Investing in Real Estate Creatively
Investing in real estate can encompass anything from a no money down real estate deal to an owner taking back a second mortgage behind a conventional lender. It can be one strategy or a mix of strategies. By and large, creative real estate investing refers to buying, selling and controlling properties by sidestepping conventional methods, including institutional lenders.
In order to understand investing in real estate in a creative way, you need to know how conventional way that investing in real estate works. The average person finds a property, makes an offer, usually through a real estate agent and begins the process of qualifying for a loan from an institutional lender. On properties that are one to four units, a residential loan is applied for. More than five units on a property kicks the loan up to a commercial status and the qualifying parameters are slightly different. With either type of loan, the lender will expect a large down payment – anywhere from 10% to 30%, a strong credit score and a proof of your ability to repay the loan. Qualifying for the loan can take anywhere from 30 to 45 days or longer and it is best if you don’t apply for any other loans during this process or you will find your loan denied. In effect, you have to sit on your thumbs for a month while qualifying for a loan which slows down your acquisition process.
In addition to that, lenders are leery of extending credit to people with more than four mortgage loans. Once you have four properties with loans on them, you will probably be shut off by conventional lenders. Some lenders will make loans on up to ten properties, but that lending practice has been tightened up and for the average investor, four properties is about as far as lenders will go.

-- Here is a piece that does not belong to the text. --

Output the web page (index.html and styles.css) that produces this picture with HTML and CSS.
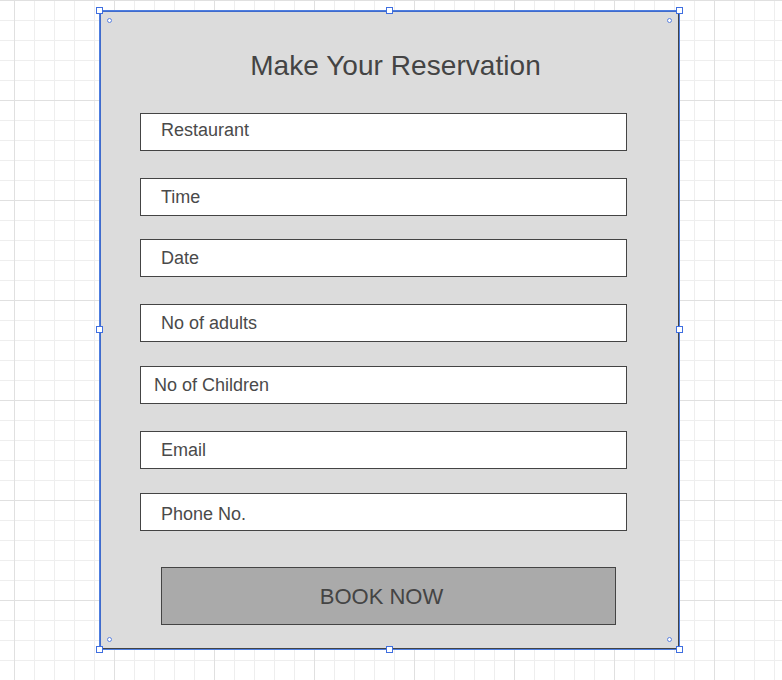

At this point, if you want to acquire more properties, you are going to have to get creative.
The Basics of Investing in Real Estate: Getting Creative
The most popular definition of creative real estate investing refers to negotiating a no money down deal. Most conventional lenders want a 10% to 20% down payment on a residential property as part of the qualifying process for a loan. This is fine for people who are buying just one property, a personal residence. For investors who are building a portfolio of properties, whether they are buying two a year or two a month, even a 10% down payment per property would eat up their available funds very quickly.
The idea behind investing in real estate is that the asset pays for itself. A property that can be rented for more than the monthly payment and maintenance costs will pay for itself over time and create a cash flow for the investor. The more properties you have, the greater your overall cash flow and the more assets you have working for you.

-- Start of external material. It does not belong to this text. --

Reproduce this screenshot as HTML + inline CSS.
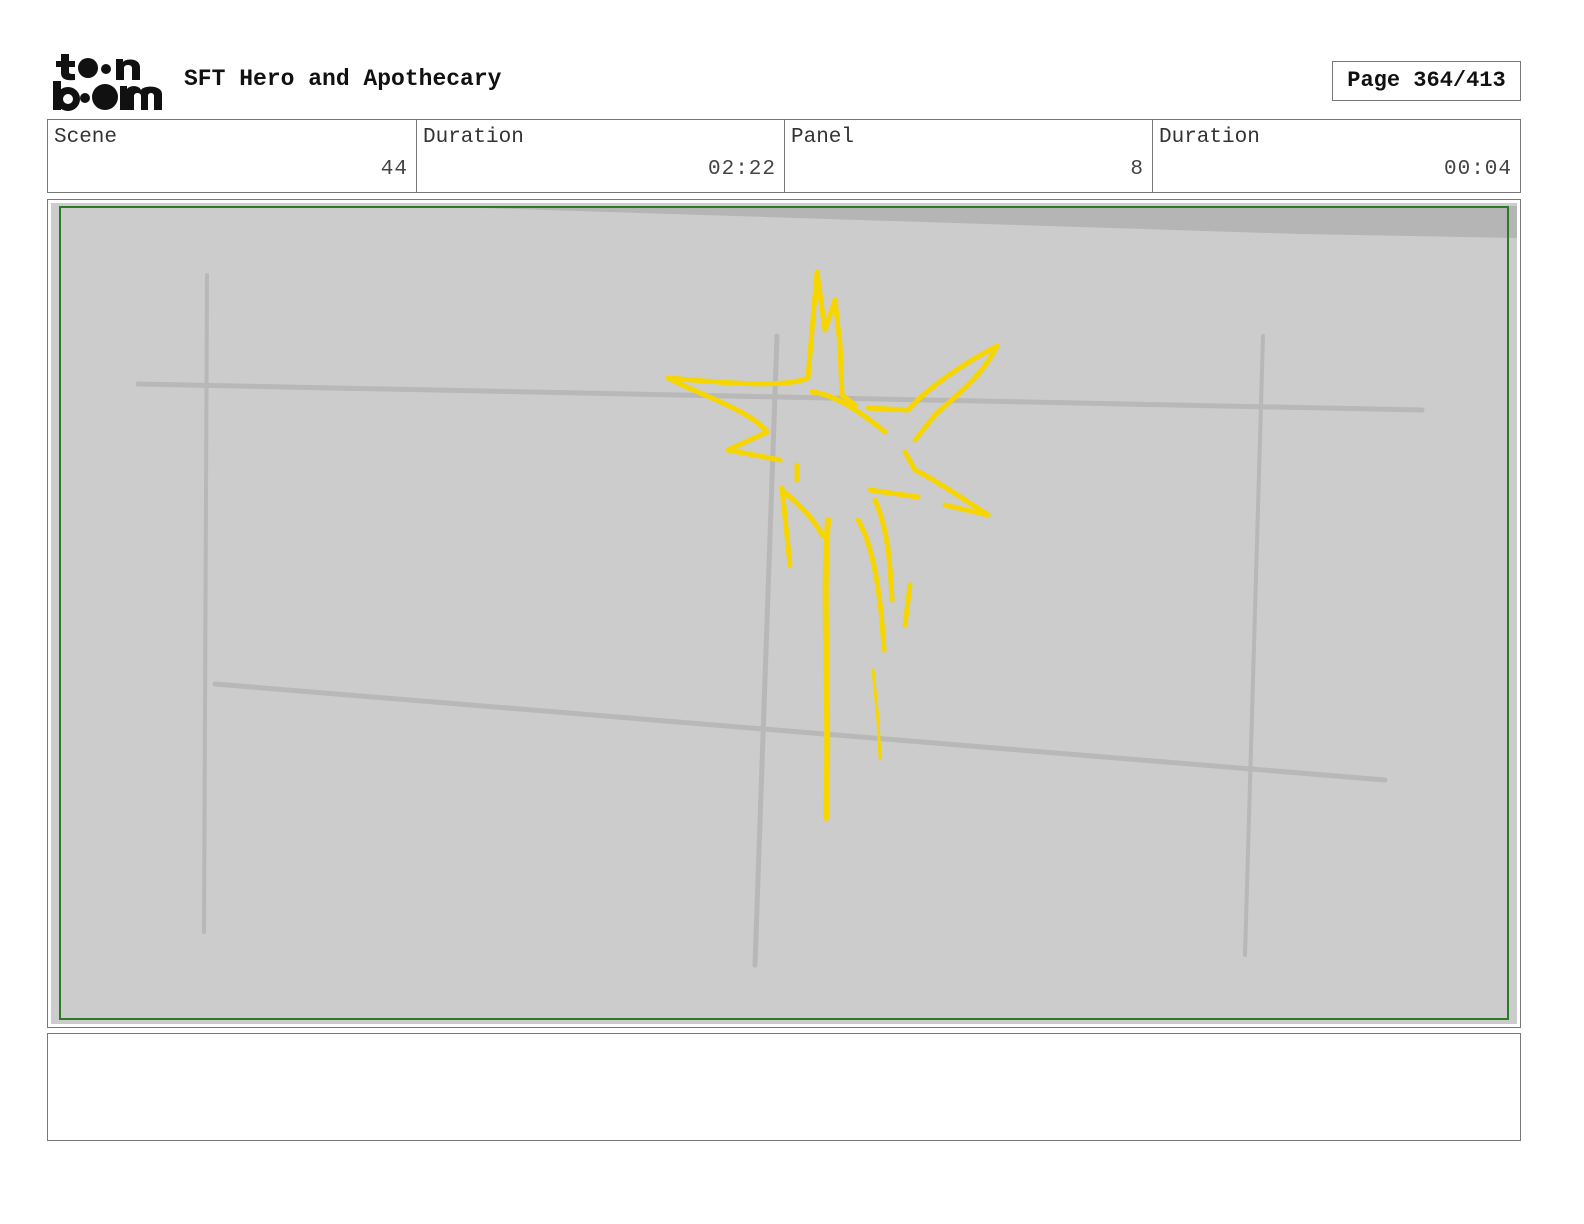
<!DOCTYPE html>
<html><head><meta charset="utf-8"><style>
body{margin:0;width:1584px;height:1224px;background:#fff;position:relative;overflow:hidden;font-family:"Liberation Mono",monospace}
.a{position:absolute}
.cell{position:absolute;top:119px;height:74px;border:1px solid #777;box-sizing:border-box}
.lab{position:absolute;left:6px;top:6px;font-size:21px;color:#333}
.val{position:absolute;right:8px;top:38px;font-size:21px;color:#444;letter-spacing:1px}
</style></head><body>
<svg class="a" style="left:50px;top:50px" width="114" height="62" viewBox="0 0 114 62">
<g fill="#111">
<path d="M11 4h8v7h6v6h-6v5c0 2 2 2 6 2v6c-9 1-14-1-14-7v-6H6v-6h5z"/>
<circle cx="38" cy="18" r="10"/><circle cx="56" cy="19" r="5"/>
<path d="M66 30V9h7v3c3-4 17-4 17 5v13h-8V18c0-4-8-4-8 0v12z"/>
<rect x="3" y="31" width="8" height="29"/><circle cx="18" cy="49" r="8.5" fill="none" stroke="#111" stroke-width="7"/>
<circle cx="35" cy="48" r="5"/><circle cx="55" cy="47" r="13"/>
<path d="M70 60V36h7v3c3-4 12-4 14 1c3-5 21-5 21 4v16h-8V46c0-4-6-4-6 0v14h-7V46c0-4-7-4-7 0v14z"/>
</g></svg>
<div class="a" style="left:184px;top:66px;font-size:23px;font-weight:bold;color:#111">SFT Hero and Apothecary</div>
<div class="a" style="left:1332px;top:61px;width:189px;height:40px;border:1px solid #777;box-sizing:border-box;font-size:22px;font-weight:bold;line-height:38px;text-align:center;color:#111">Page 364/413</div>
<div class="cell" style="left:47px;width:370px"><div class="lab">Scene</div><div class="val">44</div></div>
<div class="cell" style="left:416px;width:369px"><div class="lab">Duration</div><div class="val">02:22</div></div>
<div class="cell" style="left:784px;width:369px"><div class="lab">Panel</div><div class="val">8</div></div>
<div class="cell" style="left:1152px;width:369px"><div class="lab">Duration</div><div class="val">00:04</div></div>
<div class="a" style="left:47px;top:199px;width:1474px;height:829px;border:1px solid #777;box-sizing:border-box"></div>
<svg class="a" style="left:51px;top:203px" width="1466" height="821" viewBox="51 203 1466 821">
<rect x="51" y="203" width="1466" height="821" fill="#cbcccb"/>
<polygon points="420,206 1517,206 1517,238 1300,234" fill="#b4b5b4"/>
<g stroke="#b7b8b7" fill="none" stroke-linecap="round">
<path d="M138 384 L1422 410" stroke-width="5"/>
<path d="M215 684 L1385 780" stroke-width="5"/>
<path d="M207 275 L204 932" stroke-width="4"/>
<path d="M777 336 L755 965" stroke-width="5"/>
<path d="M1263 336 L1245 955" stroke-width="4"/>
</g>
<rect x="60" y="207" width="1448" height="812" fill="none" stroke="#2a7a2a" stroke-width="2"/>
<g stroke="#f7d600" fill="none" stroke-width="5" stroke-linecap="round" stroke-linejoin="round">
<path d="M668 378 C700 380 780 390 808 378 L812 330 L817 272 L825 330 L835 300 L840 345 L842 395 L855 405"/>
<path d="M668 378 C700 395 750 410 767 432 L728 450 L780 460"/>
<path d="M812 392 C840 395 870 420 885 432"/>
<path d="M868 408 L908 410 C930 385 970 360 997 346 C980 380 950 400 935 415 L915 440"/>
<path d="M905 452 L915 470 C935 480 965 500 988 515 L945 505"/>
<path d="M870 490 L918 497"/>
<path d="M782 488 L790 565"/><path d="M797 465 L797 480"/>
<path d="M782 490 C800 505 815 520 822 535"/>
<path d="M828 520 C822 600 830 700 826 818" stroke-width="6"/>
<path d="M858 520 C870 540 880 580 884 650"/>
<path d="M875 500 C888 530 890 560 892 600"/>
<path d="M910 585 L905 625"/>
<path d="M873 670 L878 720 M878 720 L880 758" stroke-width="3"/>
</g>
</svg>
<div class="a" style="left:47px;top:1033px;width:1474px;height:108px;border:1px solid #777;box-sizing:border-box"></div>
</body></html>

Creative investing in real estate allows the investor to acquire more properties in a shorter amount of time. Because the investor can create deals with little to no money down, they can spread their working capital over a greater number of properties. Using private lenders and seller financing, they aren’t limited as to the amount of properties they can finance. More importantly, because creative real estate investors deal with home buyers and sellers without a middleman, they can create deals that work for both parties. Everything is negotiable in creative real estate: the down payment, the interest rate and monthly payments, the length of time the property will be financed. Conventional lenders have a cookie cutter approach; creative real estate investors know that every deal is different and one size does not fit all.

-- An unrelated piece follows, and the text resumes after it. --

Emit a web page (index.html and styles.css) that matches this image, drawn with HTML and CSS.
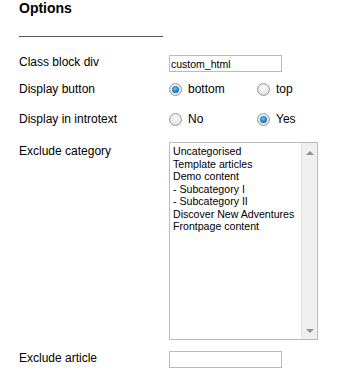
FILE: index.html
```html
<!DOCTYPE html>
<html lang="en">
<head>
  <meta charset="UTF-8" />
  <title>Options</title>
  <link rel="stylesheet" href="styles.css">
</head>
<body>
  <div class="options-panel">
    <h3 class="options-title">Options</h3>
    <div class="options-rule"></div>

    <div class="opt-row row-class">
      <label class="opt-label" for="classDiv">Class block div</label>
      <input id="classDiv" class="opt-text" type="text" value="custom_html">
    </div>

    <div class="opt-row row-button">
      <span class="opt-label">Display button</span>
      <div class="opt-radios">
        <label class="opt-radio"><input type="radio" name="btn" checked><span>bottom</span></label>
        <label class="opt-radio"><input type="radio" name="btn"><span>top</span></label>
      </div>
    </div>

    <div class="opt-row row-intro">
      <span class="opt-label">Display in introtext</span>
      <div class="opt-radios">
        <label class="opt-radio"><input type="radio" name="intro"><span>No</span></label>
        <label class="opt-radio"><input type="radio" name="intro" checked><span>Yes</span></label>
      </div>
    </div>

    <div class="opt-row row-category">
      <span class="opt-label">Exclude category</span>
      <div class="opt-list">
        <ul class="opt-items">
          <li>Uncategorised</li>
          <li>Template articles</li>
          <li>Demo content</li>
          <li>- Subcategory I</li>
          <li>- Subcategory II</li>
          <li>Discover New Adventures</li>
          <li>Frontpage content</li>
        </ul>
        <div class="opt-scroll">
          <span class="arrow-up"></span>
          <span class="arrow-down"></span>
        </div>
      </div>
    </div>

    <div class="opt-row row-article">
      <label class="opt-label" for="excludeArticle">Exclude article</label>
      <input id="excludeArticle" class="opt-text" type="text" value="">
    </div>
  </div>
</body>
</html>
```

FILE: styles.css
```css
body {
  margin: 0;
  background: #fff;
  font-family: 'Liberation Sans', Arial, sans-serif;
  color: #000;
}
.options-panel {
  padding: 0 0 0 19px;
}
.options-title {
  margin: 0;
  font-size: 14px;
  line-height: 16px;
  font-weight: bold;
}
.options-rule {
  width: 144px;
  height: 1px;
  background: #555;
  margin-top: 20px;
}
.opt-row {
  display: flex;
  align-items: center;
}
.opt-label {
  width: 150px;
  flex: none;
  font-size: 12px;
  line-height: 14px;
}
.row-class { margin-top: 18px; height: 17px; }
.row-class .opt-label { margin-bottom: 3px; }
.row-button { margin-top: 8px; height: 18px; }
.row-intro { margin-top: 12px; height: 18px; }
.row-category { margin-top: 14px; align-items: flex-start; }
.row-category .opt-label { padding-top: 2px; }
.row-article { margin-top: 11px; height: 17px; }
.row-article .opt-label { margin-bottom: 4px; }

.opt-text {
  box-sizing: border-box;
  width: 113px;
  height: 17px;
  margin: 0;
  padding: 0 1px;
  border: 1px solid #bbb;
  font-family: 'Liberation Sans', Arial, sans-serif;
  font-size: 10.5px;
  color: #000;
  outline: none;
}
.opt-radios {
  display: flex;
}
.opt-radio {
  display: flex;
  align-items: center;
  width: 88px;
  font-size: 12px;
}
.opt-radio input {
  appearance: none;
  -webkit-appearance: none;
  box-sizing: border-box;
  width: 13px;
  height: 13px;
  margin: 0 6px 0 0;
  border: 1px solid #9a9a9a;
  border-radius: 50%;
  background: radial-gradient(circle at 50% 40%, #fbfbfb 0%, #e6e6e6 60%, #d2d2d2 100%);
  position: relative;
}
.opt-radio input:checked::after {
  content: '';
  position: absolute;
  left: 2px;
  top: 2px;
  width: 7px;
  height: 7px;
  border-radius: 50%;
  background: radial-gradient(circle at 45% 40%, #6cc4f2 0%, #1c7fc4 55%, #0d4f86 100%);
}
.opt-list {
  box-sizing: border-box;
  width: 149px;
  height: 198px;
  border: 1px solid #bbb;
  display: flex;
}
.opt-items {
  flex: 1;
  list-style: none;
  margin: 0;
  padding: 2px 0 0 3px;
  font-size: 10.6px;
  line-height: 12.5px;
}
.opt-scroll {
  width: 15px;
  background: #efefef;
  border-left: 1px solid #e2e2e2;
  display: flex;
  flex-direction: column;
  justify-content: space-between;
  align-items: center;
  padding: 8px 0 6px;
}
.arrow-up {
  width: 0;
  height: 0;
  border-left: 4px solid transparent;
  border-right: 4px solid transparent;
  border-bottom: 4px solid #909090;
}
.arrow-down {
  width: 0;
  height: 0;
  border-left: 4px solid transparent;
  border-right: 4px solid transparent;
  border-top: 4px solid #909090;
}
```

Creative Investing in Real Estate and Privacy Issues
Some people can qualify for conventional loans yet choose not to. Why? These individuals are concerned about their privacy. When you apply for a loan with a conventional lender, you are basically giving the lender a financial blueprint of your life – your Social Security Number, bank accounts, assets, even the names of relatives. In a world that has grown more and more invasive, people, especially those with assets to protect, are more sensitive to giving out their private information.
Conventional lenders have every right to ask for this information. After all, they are trusting a person with a large sum of money and they want to make sure the money will be paid back. For those people who want to protect their privacy, conventional lenders are out of the picture and creative investing in real estate is the key to operating their real estate business “under the radar.”
By using other people’s money, whether borrowed from private sources or owner financed, an investor can acquire more properties faster, renting them out or flipping them for a profit. The asset itself pays back the borrowed funds. When none of your own money is in a deal, the return on your investment (zero dollars) is infinite. That’s what makes creative investing in real estate a perfect fit for savvy investors.